### EXERCISE INSTRUCTIONS
Take each line that has the word "components" and return it.

--- Start of DATA EXTRACT ---

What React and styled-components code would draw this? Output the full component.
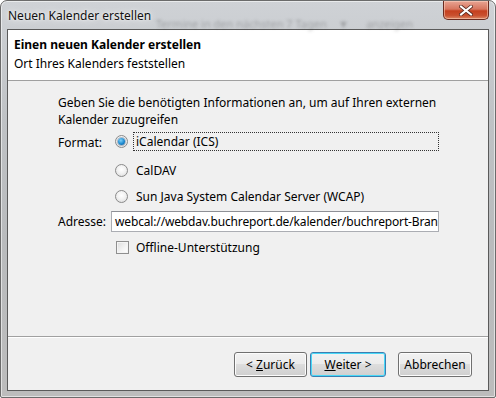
import React from "react";
import styled, { createGlobalStyle } from "styled-components";

const Global = createGlobalStyle`
  html, body { margin: 0; padding: 0; background: #ffffff; }
  body { font-family: "Noto Sans", "Liberation Sans", sans-serif; font-size: 12px; color: #000; }
  * { box-sizing: border-box; }
`;

const Window = styled.div`
  width: 496px;
  height: 398px;
  display: flex;
  flex-direction: column;
  border: 1px solid #6b6b6b;
  border-radius: 7px 7px 2px 2px;
  background: linear-gradient(180deg, #cfd2d6 0%, #bfc2c5 30%, #b9bbbd 60%, #bcbcbc 100%);
  box-shadow: inset 0 0 0 1px rgba(255,255,255,0.55);
  overflow: hidden;
`;

const TitleBar = styled.div`
  height: 28px;
  flex: none;
  display: flex;
  align-items: flex-start;
  justify-content: space-between;
  padding-left: 7px;
  position: relative;
`;

const TitleText = styled.div`
  margin-top: 6px;
  font-size: 12px;
  color: #111;
  position: relative;
  z-index: 1;
  text-shadow: 0 0 8px rgba(255,255,255,0.95), 0 0 3px rgba(255,255,255,0.9);
`;

const GhostText = styled.div`
  position: absolute;
  left: 155px;
  top: 15px;
  font-size: 11px;
  color: rgba(60,60,60,0.3);
  filter: blur(1.4px);
  white-space: pre;
  pointer-events: none;
`;

const CloseButton = styled.div`
  width: 46px;
  height: 19px;
  margin-right: 6px;
  border: 1px solid #6a2b20;
  border-top: none;
  border-radius: 0 0 5px 5px;
  background: linear-gradient(180deg, #e8a493 0%, #d7765f 45%, #c5401f 55%, #c9502f 80%, #dc8866 100%);
  box-shadow: inset 0 0 0 1px rgba(255,220,200,0.5);
  display: flex;
  align-items: center;
  justify-content: center;
  z-index: 1;
`;

const Client = styled.div`
  flex: 1;
  margin: 0 6px 6px 6px;
  border: 1px solid #5a5a5a;
  background: #f0f0f0;
  display: flex;
  flex-direction: column;
`;

const Header = styled.div`
  height: 51px;
  flex: none;
  background: #ffffff;
  border-bottom: 1px solid #a0a0a0;
  padding: 5px 0 0 6px;
  display: flex;
  flex-direction: column;
`;

const HeaderTitle = styled.div`
  font-weight: bold;
  font-size: 12px;
  line-height: 19px;
`;

const HeaderSub = styled.div`
  font-size: 12px;
  line-height: 19px;
`;

const Body = styled.div`
  flex: 1;
  padding: 13px 0 0 50px;
  display: flex;
  flex-direction: column;
`;

const Intro = styled.div`
  line-height: 17px;
  width: 380px;
  margin-bottom: 2px;
`;

const Grid = styled.div`
  display: grid;
  grid-template-columns: 53px 328px;
  align-items: center;
`;

const Label = styled.div`
  line-height: 20px;
  align-self: ${(p) => (p.top ? "start" : "center")};
  padding-top: ${(p) => (p.top ? "3px" : "0")};
`;

const Options = styled.div`
  display: flex;
  flex-direction: column;
`;

const OptionRow = styled.div`
  height: ${(p) => (p.first ? 27 : 26)}px;
  display: flex;
  align-items: ${(p) => (p.first ? "flex-start" : "center")};
  padding-top: ${(p) => (p.first ? "2px" : "0")};
  padding-left: 4px;
`;

const RadioCircle = styled.span`
  width: 13px;
  height: 13px;
  border-radius: 50%;
  flex: none;
  margin-top: ${(p) => (p.first ? "3px" : "0")};
  border: 1px solid #8a8a8a;
  background: radial-gradient(circle at 50% 40%, #ffffff 0%, #f2f2f2 45%, #d8d8d8 100%);
  display: flex;
  align-items: center;
  justify-content: center;
`;

const RadioDot = styled.span`
  width: 7px;
  height: 7px;
  border-radius: 50%;
  background: radial-gradient(circle at 40% 35%, #7fd0f8 0%, #1d8ad0 55%, #0b4f8a 100%);
  box-shadow: 0 0 0 1px rgba(40,80,120,0.35);
`;

const OptionLabel = styled.span`
  margin-left: 5px;
  padding: 0 2px;
  line-height: 17px;
  border: 1px dotted ${(p) => (p.focused ? "#333" : "transparent")};
  flex: ${(p) => (p.focused ? "1" : "none")};
`;

const Input = styled.div`
  height: 21px;
  border: 1px solid #abadb3;
  border-top-color: #8e9096;
  background: #ffffff;
  padding: 0 3px;
  line-height: 19px;
  letter-spacing: -0.15px;
  white-space: nowrap;
  overflow: hidden;
  margin: 2px 0 2px;
`;

const CheckRow = styled.div`
  grid-column: 2;
  height: 26px;
  display: flex;
  align-items: center;
  padding-left: 5px;
`;

const CheckBox = styled.span`
  width: 13px;
  height: 13px;
  flex: none;
  border: 1px solid #8f8f8f;
  background: linear-gradient(135deg, #dcdcdc 0%, #f4f4f4 60%, #ffffff 100%);
  box-shadow: inset 0 0 0 1px #f4f4f4;
`;

const CheckLabel = styled.span`
  margin-left: 7px;
`;

const Footer = styled.div`
  height: 54px;
  flex: none;
  border-top: 1px solid #a0a0a0;
  box-shadow: inset 0 1px 0 #ffffff;
  display: flex;
  align-items: center;
  justify-content: flex-end;
  padding: 1px 16px 0 0;
`;

const Button = styled.div`
  height: 25px;
  width: ${(p) => p.w}px;
  margin-left: ${(p) => p.gap}px;
  border: 1px solid ${(p) => (p.primary ? "#3c7fb1" : "#707070")};
  border-radius: 3px;
  background: linear-gradient(180deg, #f2f2f2 0%, #ebebeb 49%, #dddddd 50%, #cfcfcf 100%);
  box-shadow: inset 0 0 0 1px ${(p) => (p.primary ? "#48d8f8" : "#fcfcfc")};
  display: flex;
  align-items: center;
  justify-content: center;
  font-size: 12px;
`;

const Under = styled.span`
  text-decoration: underline;
`;

function Radio({ checked, first }) {
  return <RadioCircle first={first}>{checked && <RadioDot />}</RadioCircle>;
}

export default function App() {
  return (
    <>
      <Global />
      <Window>
        <TitleBar>
          <TitleText>Neuen Kalender erstellen</TitleText>
          <GhostText>{"Termine in den nächsten 7 Tagen    ▼      anzeigen"}</GhostText>
          <CloseButton>
            <svg width="14" height="11" viewBox="0 0 14 11">
              <path d="M2 1.5 L12 9.5 M12 1.5 L2 9.5" stroke="#5a2a20" strokeWidth="3.6" strokeLinecap="square" />
              <path d="M2 1.5 L12 9.5 M12 1.5 L2 9.5" stroke="#ffffff" strokeWidth="2" strokeLinecap="square" />
            </svg>
          </CloseButton>
        </TitleBar>
        <Client>
          <Header>
            <HeaderTitle>Einen neuen Kalender erstellen</HeaderTitle>
            <HeaderSub>Ort Ihres Kalenders feststellen</HeaderSub>
          </Header>
          <Body>
            <Intro>
              Geben Sie die benötigten Informationen an, um auf Ihren externen Kalender zuzugreifen
            </Intro>
            <Grid>
              <Label top>Format:</Label>
              <Options>
                <OptionRow first>
                  <Radio checked first />
                  <OptionLabel focused>iCalendar (ICS)</OptionLabel>
                </OptionRow>
                <OptionRow>
                  <Radio />
                  <OptionLabel>CalDAV</OptionLabel>
                </OptionRow>
                <OptionRow>
                  <Radio />
                  <OptionLabel>Sun Java System Calendar Server (WCAP)</OptionLabel>
                </OptionRow>
              </Options>
              <Label>Adresse:</Label>
              <Input>webcal://webdav.buchreport.de/kalender/buchreport-Branchentermine.ics</Input>
              <CheckRow>
                <CheckBox />
                <CheckLabel>Offline-Unterstützung</CheckLabel>
              </CheckRow>
            </Grid>
          </Body>
          <Footer>
            <Button w={73} gap={0}>&lt;&nbsp;<Under>Z</Under>urück</Button>
            <Button w={76} gap={3} primary><Under>W</Under>eiter &gt;</Button>
            <Button w={74} gap={12}>Abbrechen</Button>
          </Footer>
        </Client>
      </Window>
    </>
  );
}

--- End of DATA EXTRACT ---

### ANSWER FOR THIS EXERCISE
What React and styled-components code would draw this? Output the full component.
import styled, { createGlobalStyle } from "styled-components";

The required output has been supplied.